Copy word for word the lines in the records below, starting at the line with "Write a component" and ending at the line with "shrink-0 text-right pr-[7px]". Skip the pictures.

Extracted entries:
=-=-=-=-=

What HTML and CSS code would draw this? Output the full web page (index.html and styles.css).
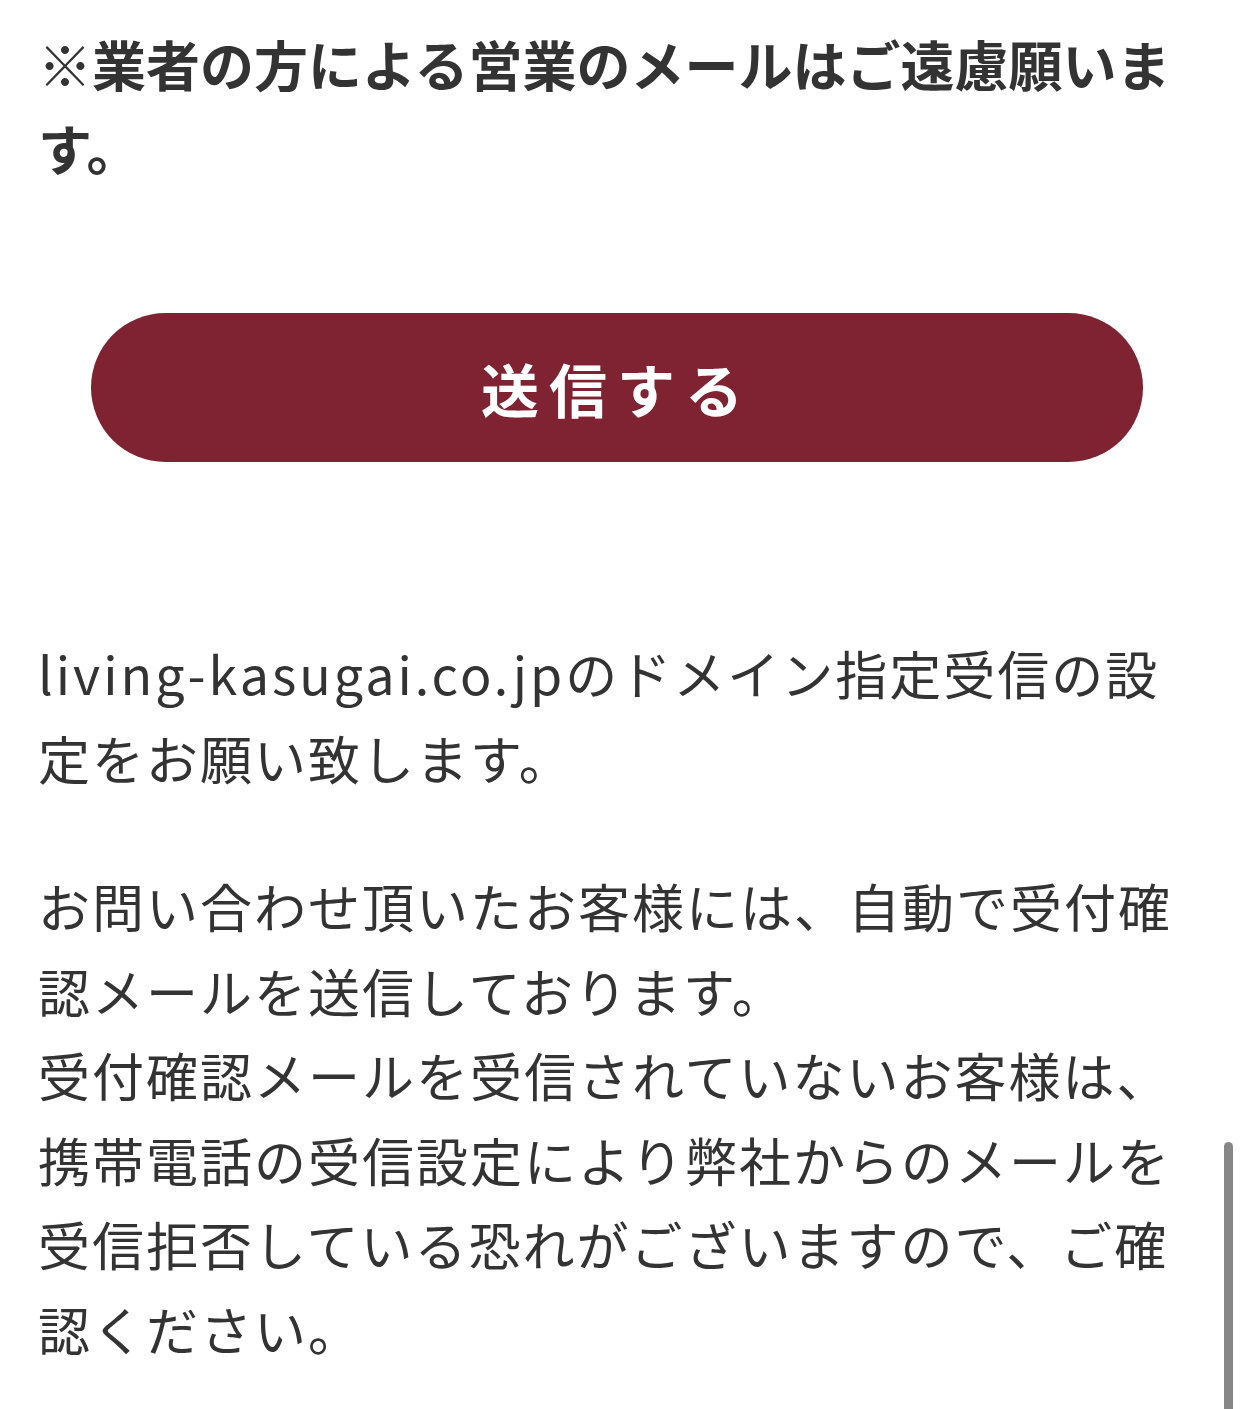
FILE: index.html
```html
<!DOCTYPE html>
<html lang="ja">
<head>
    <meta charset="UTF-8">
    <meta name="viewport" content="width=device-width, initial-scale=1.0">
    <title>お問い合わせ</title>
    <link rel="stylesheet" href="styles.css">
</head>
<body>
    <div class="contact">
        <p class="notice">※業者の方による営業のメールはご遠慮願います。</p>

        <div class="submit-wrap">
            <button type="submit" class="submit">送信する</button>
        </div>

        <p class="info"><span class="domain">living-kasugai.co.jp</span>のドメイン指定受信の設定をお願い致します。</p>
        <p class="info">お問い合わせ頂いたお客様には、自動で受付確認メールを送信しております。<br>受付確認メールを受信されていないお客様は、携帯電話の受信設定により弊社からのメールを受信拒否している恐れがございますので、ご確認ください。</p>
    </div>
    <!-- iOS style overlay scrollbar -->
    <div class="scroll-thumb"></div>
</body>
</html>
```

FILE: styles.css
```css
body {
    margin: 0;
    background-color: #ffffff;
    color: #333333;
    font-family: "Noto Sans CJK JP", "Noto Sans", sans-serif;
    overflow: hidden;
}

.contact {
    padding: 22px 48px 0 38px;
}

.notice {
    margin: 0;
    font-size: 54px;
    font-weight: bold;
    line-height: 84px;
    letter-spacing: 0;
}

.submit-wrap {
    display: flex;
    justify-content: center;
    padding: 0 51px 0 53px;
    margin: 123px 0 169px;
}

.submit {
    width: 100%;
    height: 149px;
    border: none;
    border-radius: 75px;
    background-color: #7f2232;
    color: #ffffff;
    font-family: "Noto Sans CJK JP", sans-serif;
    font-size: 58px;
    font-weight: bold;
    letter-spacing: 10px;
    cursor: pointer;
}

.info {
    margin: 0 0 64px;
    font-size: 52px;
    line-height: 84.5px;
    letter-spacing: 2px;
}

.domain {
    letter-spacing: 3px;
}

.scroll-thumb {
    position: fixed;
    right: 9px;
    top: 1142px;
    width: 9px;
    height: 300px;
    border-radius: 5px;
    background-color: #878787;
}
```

=-=-=-=-=

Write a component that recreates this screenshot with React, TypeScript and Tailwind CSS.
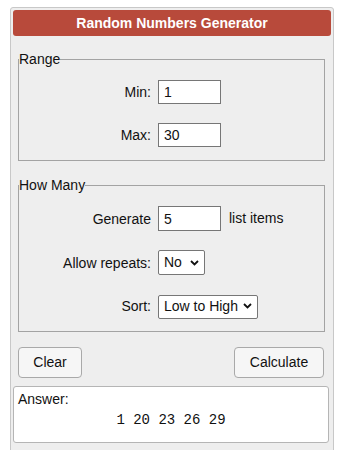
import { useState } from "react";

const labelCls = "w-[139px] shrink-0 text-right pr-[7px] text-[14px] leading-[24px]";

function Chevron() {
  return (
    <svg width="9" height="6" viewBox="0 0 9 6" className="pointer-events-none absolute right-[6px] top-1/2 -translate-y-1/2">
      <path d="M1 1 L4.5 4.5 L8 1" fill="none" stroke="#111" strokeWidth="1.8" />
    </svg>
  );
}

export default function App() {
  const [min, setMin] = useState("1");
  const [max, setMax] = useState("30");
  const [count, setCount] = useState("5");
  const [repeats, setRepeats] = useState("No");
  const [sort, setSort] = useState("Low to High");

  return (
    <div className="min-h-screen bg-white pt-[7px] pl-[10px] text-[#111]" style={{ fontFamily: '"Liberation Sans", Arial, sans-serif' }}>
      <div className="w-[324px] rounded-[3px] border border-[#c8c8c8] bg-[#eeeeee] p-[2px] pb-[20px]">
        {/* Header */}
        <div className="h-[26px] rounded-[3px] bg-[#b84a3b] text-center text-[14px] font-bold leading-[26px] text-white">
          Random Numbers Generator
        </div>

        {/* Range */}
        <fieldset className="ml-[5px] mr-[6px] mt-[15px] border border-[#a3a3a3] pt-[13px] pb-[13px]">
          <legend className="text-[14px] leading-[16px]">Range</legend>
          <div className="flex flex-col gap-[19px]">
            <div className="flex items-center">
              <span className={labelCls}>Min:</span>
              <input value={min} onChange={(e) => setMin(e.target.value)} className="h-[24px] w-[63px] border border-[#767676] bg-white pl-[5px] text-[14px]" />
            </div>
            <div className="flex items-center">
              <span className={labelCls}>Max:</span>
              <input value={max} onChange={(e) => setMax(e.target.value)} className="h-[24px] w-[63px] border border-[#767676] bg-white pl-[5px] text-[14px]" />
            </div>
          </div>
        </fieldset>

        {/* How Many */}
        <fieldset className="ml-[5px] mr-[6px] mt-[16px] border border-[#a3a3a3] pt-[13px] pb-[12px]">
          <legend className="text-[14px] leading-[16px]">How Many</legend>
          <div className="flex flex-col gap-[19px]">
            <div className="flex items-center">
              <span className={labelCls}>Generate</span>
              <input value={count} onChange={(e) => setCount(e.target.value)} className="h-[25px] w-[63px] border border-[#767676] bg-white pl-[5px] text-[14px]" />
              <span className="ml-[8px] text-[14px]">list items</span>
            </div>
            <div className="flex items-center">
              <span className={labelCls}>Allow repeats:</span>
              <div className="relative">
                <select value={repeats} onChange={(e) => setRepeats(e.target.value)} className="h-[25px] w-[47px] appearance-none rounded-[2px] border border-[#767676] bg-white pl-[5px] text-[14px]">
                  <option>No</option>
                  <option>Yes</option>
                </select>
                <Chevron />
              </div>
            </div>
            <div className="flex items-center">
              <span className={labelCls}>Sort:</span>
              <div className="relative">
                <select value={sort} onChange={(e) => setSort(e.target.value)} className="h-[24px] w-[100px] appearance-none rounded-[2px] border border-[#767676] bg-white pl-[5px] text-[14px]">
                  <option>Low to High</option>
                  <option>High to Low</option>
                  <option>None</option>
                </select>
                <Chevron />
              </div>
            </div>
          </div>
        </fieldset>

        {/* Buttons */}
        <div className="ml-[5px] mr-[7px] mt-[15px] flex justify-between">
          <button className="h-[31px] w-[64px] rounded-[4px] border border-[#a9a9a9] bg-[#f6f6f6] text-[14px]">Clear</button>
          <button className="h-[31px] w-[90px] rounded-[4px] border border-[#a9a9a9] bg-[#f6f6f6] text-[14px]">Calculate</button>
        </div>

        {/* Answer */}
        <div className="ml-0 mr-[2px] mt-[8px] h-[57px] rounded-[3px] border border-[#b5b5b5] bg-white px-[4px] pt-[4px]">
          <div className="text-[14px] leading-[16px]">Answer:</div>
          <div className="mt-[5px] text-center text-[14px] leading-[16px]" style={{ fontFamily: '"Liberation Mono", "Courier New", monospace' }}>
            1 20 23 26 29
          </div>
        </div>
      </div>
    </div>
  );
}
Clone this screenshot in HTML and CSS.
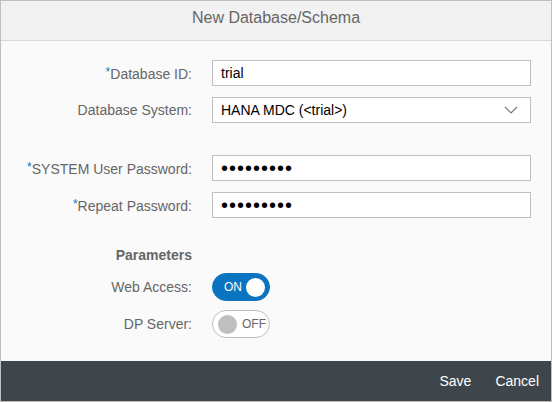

=-=-=-=-=

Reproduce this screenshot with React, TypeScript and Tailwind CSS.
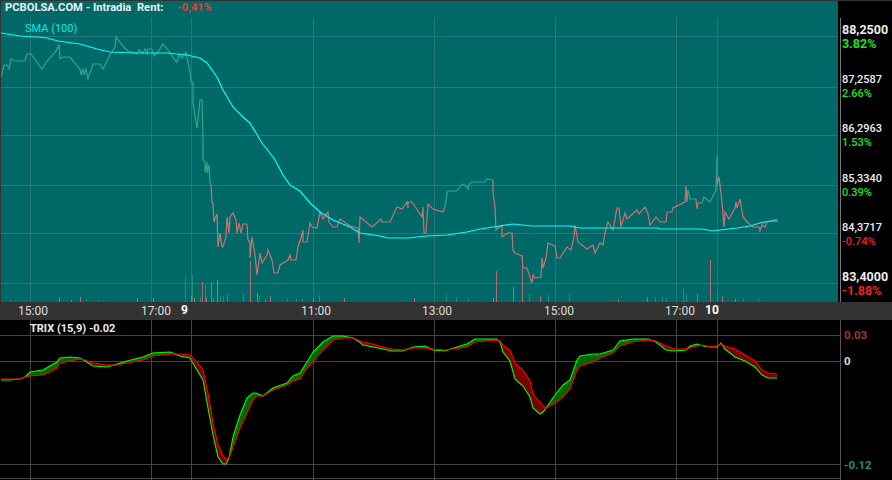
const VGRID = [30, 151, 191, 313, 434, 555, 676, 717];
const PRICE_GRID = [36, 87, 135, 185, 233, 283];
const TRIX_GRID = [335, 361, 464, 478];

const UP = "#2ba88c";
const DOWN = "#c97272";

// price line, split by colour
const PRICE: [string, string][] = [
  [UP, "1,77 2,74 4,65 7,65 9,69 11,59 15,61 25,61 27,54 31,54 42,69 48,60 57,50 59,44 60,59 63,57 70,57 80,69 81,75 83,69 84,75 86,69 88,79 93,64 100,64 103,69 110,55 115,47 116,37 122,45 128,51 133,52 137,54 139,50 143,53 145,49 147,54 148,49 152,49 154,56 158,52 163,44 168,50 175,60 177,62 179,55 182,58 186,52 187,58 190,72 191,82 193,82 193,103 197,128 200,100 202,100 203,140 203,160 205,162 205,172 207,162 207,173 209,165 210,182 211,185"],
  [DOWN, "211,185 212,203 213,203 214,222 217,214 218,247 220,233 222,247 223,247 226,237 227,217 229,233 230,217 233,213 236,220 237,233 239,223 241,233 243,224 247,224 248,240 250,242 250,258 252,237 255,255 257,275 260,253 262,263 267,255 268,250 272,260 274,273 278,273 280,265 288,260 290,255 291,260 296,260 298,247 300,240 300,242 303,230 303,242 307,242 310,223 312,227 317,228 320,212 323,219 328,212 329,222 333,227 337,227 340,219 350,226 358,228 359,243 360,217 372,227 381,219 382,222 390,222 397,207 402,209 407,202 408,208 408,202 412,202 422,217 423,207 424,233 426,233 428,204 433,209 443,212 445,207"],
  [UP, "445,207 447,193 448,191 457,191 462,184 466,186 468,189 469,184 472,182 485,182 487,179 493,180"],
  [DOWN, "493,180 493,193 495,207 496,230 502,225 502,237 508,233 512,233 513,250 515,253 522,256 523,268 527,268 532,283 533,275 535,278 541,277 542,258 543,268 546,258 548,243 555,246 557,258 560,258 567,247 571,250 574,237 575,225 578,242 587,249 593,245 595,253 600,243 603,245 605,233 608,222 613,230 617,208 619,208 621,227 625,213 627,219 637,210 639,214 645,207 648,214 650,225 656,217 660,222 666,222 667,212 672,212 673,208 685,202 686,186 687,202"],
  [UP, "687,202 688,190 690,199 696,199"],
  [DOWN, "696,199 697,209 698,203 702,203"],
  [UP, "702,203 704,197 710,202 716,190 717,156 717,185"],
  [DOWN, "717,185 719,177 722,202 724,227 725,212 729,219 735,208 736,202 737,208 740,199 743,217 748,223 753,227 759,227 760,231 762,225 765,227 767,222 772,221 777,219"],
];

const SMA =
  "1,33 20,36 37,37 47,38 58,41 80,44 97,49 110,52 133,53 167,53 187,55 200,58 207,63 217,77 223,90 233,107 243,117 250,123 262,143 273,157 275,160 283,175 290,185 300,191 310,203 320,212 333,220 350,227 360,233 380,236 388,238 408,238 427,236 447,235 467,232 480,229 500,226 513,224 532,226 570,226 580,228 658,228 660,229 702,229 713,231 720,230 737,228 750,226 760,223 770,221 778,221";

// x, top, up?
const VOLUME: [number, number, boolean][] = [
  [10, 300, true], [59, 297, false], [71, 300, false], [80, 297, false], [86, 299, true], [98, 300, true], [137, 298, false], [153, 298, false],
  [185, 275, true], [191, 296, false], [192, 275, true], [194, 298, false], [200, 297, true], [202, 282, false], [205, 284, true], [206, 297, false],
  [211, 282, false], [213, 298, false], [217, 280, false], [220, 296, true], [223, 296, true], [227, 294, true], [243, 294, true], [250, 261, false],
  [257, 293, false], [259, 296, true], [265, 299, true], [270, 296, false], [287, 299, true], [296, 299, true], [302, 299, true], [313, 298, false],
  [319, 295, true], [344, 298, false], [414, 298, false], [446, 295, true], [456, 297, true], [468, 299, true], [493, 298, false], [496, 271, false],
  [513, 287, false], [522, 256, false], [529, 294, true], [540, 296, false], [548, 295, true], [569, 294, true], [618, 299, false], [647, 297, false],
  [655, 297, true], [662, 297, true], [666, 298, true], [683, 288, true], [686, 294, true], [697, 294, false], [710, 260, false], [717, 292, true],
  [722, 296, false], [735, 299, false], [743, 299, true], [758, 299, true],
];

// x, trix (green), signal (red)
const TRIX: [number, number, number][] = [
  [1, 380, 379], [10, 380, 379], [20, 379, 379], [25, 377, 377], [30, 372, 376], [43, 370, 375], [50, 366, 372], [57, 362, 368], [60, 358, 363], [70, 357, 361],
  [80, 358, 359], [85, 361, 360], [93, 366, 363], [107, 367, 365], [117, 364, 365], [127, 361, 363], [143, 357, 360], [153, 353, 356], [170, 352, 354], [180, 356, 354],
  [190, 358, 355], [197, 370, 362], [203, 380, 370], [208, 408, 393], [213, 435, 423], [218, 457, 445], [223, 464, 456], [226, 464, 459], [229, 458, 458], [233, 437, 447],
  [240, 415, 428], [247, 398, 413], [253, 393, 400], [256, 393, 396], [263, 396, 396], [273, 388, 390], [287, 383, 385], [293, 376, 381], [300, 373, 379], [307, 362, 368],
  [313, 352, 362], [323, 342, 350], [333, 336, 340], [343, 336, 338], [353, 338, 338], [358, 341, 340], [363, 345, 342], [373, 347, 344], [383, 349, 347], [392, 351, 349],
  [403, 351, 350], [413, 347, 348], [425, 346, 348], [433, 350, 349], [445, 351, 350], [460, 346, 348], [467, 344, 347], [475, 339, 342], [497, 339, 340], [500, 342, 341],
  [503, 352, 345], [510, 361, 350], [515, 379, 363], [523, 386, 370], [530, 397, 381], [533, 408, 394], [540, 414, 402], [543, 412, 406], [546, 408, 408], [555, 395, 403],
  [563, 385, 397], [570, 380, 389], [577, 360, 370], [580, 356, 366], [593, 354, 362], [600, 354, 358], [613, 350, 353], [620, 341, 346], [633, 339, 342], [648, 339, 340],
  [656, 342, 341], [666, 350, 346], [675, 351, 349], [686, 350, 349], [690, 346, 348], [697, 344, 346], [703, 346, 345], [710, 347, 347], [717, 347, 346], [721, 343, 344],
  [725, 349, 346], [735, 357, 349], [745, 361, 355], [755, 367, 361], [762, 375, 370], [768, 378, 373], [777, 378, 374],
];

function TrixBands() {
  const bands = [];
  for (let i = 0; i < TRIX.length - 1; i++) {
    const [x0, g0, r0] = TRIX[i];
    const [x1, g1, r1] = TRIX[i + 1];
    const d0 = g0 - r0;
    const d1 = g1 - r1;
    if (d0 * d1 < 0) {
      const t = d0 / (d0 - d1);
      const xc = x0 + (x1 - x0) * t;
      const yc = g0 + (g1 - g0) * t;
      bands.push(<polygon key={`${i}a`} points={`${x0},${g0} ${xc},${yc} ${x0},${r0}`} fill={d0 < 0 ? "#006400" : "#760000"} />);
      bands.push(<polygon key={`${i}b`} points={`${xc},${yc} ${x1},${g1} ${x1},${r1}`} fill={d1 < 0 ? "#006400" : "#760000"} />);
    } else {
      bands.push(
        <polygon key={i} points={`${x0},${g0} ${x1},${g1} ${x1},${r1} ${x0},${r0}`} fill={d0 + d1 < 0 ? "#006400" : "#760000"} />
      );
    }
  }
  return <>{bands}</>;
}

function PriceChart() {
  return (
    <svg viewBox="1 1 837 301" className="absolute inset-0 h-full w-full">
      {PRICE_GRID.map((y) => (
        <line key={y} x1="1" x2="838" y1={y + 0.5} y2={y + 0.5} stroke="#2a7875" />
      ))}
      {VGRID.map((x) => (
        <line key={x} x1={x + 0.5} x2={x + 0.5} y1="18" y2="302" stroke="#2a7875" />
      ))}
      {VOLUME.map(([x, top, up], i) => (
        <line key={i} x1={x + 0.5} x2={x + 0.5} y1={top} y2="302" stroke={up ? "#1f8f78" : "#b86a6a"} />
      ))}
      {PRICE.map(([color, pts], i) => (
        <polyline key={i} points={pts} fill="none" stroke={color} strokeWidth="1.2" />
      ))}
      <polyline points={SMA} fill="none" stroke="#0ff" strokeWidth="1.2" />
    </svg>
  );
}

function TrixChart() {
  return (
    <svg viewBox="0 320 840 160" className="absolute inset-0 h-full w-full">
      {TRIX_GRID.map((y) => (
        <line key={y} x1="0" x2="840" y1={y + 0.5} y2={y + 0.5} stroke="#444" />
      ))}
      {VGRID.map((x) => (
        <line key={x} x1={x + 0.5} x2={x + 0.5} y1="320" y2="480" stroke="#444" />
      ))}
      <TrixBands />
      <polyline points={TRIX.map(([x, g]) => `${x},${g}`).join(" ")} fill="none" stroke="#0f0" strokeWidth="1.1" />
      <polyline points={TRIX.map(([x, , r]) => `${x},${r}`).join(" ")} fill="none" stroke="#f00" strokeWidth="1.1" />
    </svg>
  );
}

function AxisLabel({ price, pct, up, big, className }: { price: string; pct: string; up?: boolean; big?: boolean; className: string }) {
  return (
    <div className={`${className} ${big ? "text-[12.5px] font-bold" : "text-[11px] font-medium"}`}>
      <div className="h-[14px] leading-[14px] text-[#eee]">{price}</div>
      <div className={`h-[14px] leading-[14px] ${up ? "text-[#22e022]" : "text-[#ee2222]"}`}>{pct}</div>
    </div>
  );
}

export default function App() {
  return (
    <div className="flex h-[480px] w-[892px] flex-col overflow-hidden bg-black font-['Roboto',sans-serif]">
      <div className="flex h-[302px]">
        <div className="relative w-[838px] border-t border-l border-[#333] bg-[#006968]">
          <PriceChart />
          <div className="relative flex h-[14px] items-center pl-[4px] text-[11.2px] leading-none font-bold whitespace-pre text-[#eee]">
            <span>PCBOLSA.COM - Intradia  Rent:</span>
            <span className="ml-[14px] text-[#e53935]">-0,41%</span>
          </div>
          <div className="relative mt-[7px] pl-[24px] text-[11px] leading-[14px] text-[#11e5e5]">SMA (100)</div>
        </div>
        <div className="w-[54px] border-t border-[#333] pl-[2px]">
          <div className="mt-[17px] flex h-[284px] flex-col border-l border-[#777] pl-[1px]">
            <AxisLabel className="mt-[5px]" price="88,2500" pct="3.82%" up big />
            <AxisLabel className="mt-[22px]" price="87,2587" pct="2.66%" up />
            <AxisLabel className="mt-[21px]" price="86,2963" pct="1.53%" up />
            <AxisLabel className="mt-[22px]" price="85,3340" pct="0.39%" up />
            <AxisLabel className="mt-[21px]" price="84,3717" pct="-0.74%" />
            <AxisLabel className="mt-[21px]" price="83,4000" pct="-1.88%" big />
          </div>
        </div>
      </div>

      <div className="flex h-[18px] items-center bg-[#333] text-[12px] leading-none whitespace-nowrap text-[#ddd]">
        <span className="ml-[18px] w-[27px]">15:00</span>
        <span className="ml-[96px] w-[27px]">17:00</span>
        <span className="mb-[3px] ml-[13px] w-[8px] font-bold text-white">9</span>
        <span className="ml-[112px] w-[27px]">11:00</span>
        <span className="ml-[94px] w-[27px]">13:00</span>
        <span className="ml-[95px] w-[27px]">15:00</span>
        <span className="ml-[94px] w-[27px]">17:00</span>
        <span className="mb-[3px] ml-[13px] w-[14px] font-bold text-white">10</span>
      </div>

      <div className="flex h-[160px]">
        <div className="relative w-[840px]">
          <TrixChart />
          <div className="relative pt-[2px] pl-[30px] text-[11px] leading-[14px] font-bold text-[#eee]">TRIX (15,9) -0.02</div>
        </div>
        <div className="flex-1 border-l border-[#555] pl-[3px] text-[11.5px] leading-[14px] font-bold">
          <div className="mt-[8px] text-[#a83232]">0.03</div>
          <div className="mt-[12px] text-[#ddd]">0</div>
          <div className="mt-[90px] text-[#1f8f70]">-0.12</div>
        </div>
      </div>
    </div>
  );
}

=-=-=-=-=

Task result:
Write a component that recreates this screenshot with React, TypeScript and Tailwind CSS.
import { useState } from "react";

const labelCls = "w-[139px] shrink-0 text-right pr-[7px] text-[14px] leading-[24px]";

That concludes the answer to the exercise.